Filter the lines below, copying only those with the string "code".

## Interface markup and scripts
----------------
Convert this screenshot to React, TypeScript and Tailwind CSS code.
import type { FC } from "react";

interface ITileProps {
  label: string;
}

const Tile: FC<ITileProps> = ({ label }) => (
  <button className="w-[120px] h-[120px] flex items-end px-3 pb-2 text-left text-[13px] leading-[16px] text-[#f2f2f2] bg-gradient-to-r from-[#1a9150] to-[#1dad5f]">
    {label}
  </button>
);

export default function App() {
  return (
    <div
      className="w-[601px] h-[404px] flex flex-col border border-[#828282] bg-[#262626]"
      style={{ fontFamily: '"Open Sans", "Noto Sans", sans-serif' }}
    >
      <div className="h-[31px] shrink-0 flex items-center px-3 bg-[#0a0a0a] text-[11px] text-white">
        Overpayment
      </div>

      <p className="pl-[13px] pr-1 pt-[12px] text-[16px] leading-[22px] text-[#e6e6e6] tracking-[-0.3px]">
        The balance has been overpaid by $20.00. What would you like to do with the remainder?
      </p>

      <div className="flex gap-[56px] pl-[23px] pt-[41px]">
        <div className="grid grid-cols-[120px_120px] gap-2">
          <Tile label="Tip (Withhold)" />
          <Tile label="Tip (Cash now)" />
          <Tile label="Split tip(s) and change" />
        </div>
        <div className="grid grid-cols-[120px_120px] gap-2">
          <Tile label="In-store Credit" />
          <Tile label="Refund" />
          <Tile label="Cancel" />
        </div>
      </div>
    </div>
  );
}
----------------
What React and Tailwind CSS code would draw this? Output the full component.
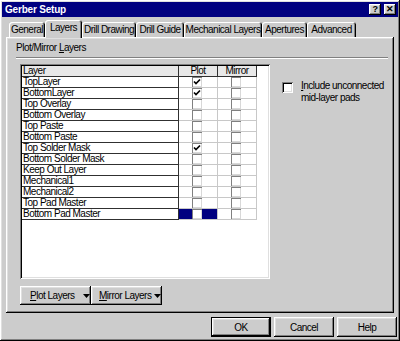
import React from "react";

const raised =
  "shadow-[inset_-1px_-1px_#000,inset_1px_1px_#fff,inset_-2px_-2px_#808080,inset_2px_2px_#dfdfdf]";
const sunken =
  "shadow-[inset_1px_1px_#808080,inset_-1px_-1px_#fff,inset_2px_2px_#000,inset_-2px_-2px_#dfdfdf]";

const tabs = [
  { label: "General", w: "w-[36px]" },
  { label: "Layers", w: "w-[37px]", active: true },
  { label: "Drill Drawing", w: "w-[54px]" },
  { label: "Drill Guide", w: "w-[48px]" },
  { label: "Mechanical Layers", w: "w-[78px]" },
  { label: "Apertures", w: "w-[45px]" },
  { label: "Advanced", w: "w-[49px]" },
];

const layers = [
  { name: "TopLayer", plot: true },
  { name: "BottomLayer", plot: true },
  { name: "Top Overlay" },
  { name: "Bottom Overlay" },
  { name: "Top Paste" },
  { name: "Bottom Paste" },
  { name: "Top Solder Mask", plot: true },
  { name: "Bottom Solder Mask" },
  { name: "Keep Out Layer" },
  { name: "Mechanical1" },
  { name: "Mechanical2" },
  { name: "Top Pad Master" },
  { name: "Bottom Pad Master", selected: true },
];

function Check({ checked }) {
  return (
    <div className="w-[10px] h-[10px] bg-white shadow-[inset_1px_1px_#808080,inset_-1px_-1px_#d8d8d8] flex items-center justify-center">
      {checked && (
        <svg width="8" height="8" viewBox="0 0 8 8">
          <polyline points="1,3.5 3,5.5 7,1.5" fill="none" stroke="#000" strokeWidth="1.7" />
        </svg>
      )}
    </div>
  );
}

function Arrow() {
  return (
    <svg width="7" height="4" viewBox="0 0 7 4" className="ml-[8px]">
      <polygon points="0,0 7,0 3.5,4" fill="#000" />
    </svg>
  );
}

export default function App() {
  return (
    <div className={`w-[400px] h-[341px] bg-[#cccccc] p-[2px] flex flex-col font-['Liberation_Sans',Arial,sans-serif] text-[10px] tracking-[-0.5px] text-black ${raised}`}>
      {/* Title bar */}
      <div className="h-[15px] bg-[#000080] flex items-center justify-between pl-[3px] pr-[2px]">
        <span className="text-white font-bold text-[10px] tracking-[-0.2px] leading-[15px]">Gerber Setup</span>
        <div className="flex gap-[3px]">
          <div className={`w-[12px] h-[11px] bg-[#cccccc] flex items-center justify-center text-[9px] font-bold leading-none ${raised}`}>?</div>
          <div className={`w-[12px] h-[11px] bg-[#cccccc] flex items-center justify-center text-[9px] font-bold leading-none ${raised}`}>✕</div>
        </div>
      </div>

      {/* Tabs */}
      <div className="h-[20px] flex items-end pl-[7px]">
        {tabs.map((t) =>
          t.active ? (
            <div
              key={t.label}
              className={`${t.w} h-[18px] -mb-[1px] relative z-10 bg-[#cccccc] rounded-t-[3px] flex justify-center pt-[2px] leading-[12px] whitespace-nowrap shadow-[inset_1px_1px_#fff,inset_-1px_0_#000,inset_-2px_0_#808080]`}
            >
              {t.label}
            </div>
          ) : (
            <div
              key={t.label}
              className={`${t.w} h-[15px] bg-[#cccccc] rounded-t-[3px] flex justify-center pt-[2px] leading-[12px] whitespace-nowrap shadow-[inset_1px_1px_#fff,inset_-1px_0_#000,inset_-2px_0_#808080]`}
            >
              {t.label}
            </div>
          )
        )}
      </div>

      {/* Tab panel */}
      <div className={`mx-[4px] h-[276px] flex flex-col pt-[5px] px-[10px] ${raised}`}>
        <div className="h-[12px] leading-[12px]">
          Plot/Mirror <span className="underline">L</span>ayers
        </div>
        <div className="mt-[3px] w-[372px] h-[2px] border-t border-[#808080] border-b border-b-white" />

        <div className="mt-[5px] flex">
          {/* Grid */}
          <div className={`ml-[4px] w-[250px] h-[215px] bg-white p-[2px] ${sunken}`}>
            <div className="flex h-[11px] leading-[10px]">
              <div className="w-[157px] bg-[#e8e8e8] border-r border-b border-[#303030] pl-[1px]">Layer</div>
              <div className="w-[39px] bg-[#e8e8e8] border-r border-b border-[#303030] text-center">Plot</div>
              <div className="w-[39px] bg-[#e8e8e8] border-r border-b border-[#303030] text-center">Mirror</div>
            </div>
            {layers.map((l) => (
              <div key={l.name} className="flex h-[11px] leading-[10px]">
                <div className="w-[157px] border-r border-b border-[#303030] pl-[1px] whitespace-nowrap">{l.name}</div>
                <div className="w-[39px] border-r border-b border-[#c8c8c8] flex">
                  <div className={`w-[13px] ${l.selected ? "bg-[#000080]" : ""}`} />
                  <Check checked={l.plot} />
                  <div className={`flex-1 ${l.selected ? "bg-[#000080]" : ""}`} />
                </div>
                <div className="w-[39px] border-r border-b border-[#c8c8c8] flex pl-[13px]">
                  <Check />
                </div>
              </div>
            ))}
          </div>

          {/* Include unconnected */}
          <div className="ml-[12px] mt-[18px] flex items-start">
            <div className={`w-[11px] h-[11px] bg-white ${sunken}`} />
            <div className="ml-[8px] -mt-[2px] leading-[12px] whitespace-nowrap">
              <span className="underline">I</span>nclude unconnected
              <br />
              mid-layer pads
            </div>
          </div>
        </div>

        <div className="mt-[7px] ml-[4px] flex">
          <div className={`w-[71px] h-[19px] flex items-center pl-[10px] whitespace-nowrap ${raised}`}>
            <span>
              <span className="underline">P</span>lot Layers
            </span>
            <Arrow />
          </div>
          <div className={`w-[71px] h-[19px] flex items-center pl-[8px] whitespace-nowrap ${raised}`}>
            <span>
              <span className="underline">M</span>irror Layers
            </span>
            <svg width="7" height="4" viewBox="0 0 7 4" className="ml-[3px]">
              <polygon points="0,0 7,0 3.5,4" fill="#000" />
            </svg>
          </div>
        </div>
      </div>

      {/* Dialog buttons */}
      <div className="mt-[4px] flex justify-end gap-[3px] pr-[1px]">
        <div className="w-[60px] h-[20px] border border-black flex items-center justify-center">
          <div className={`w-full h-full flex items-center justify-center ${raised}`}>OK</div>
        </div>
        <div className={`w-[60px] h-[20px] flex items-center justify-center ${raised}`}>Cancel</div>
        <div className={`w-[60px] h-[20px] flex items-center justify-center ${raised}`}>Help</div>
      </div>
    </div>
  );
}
----------------
## RESPONSE
Convert this screenshot to React, TypeScript and Tailwind CSS code.
What React and Tailwind CSS code would draw this? Output the full component.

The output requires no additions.